A digital short from Saturday Night Live parodies the Downton Abbey movie in favor of Joker. The movie revolves around a pending visit to the titular estate from King George V and Queen Mary, and requirement of everything to be perfect for the monarchs’ arrival, along with the upheaval in the household caused by the prior appearence of the royal servants and their arrogance towards the Downton staff.
Premiering in the US in January 2011, the period drama ran for six seasons of depicting life in the fictional country estate in the English county of Yorkshire. Taking place from the early 1910s to the mid 1920s, it detailed the everyday lives of the aristocrats and servants, and how they were affected by various historical events. The series gave PBS some of its highest viewing figures, and has won multiple awards for it acting, writing, direction and technical achievements, as well as ones for the series itself as a whole. Its popularity is such that several of its actors went on to greater fame in high-profile productions, and Highclere Castle in Hampshire, the country house where the show was filmed, was listed on Airbnb.
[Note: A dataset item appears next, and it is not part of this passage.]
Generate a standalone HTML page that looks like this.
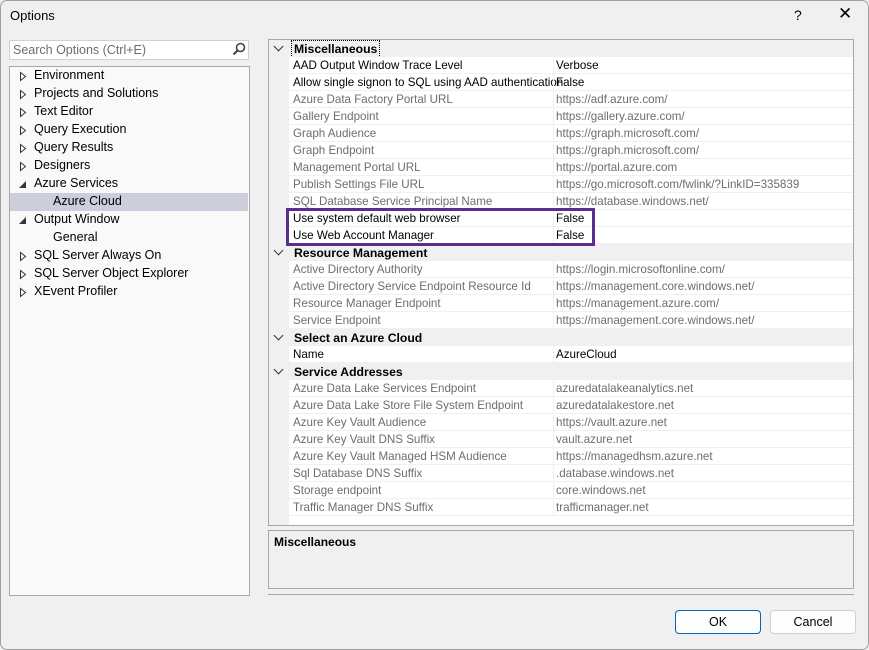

Uploaded to Saturday Night Live’s YouTube channel, the sketch declares Downton Abbey as “the first theatrical release movie you have to rent from the library.” It highlights the genteel and unhurried nature of the story with dialogue stating inconsequential problems and overlain with a number of fake review quotations that satirize the slow pace and demographic appeal of the film, before culminating by declaring the video to be a promo for Joker, contrasting the two by declaring that in the latter things actually happen.
The show’s popularity means this is far from the first time it has been parodied. A previous SNL sketch imagined how it would be advertised if it had aired on Spike TV; a recurring sketch on The Tonight Show called Downton Sixbey details the behind-the-scenes production of a talk show in the style of post-Edwardian drama; a Stephen Colbert sketch mixes the show with Breaking Bad; a Funny or Die sketch casts Michelle Dockery in a gritty cop drama as a tough detective with a habit of sliding into Lady Mary behavior; and a College Humor video reworks the opening rap of The Fresh Prince of Bel-Air to match the first season’s plot.
The assertion of the Downton Abbey movie’s nature is an accurate one, since aside from a brief sub-plot of an Irish sympathizer assassin attempting to kill the king, the movie is devoid of much in the way of high-stakes drama. The relaxed plotting is more apparent in the film than the TV show, as by nature it’s an entire story playing out over two hours – barely the length of two episodes of the TV show – so the expectation for the shorter time frame to require tighter and more eventful storytelling only highlights the lack of any consequential conflict. To be fair, the calm and moderate plotting of the show was a part of what many people loved about it, so it only makes sense to continue that tradition in the big-screen version, since fans really wouldn’t want anything else from it.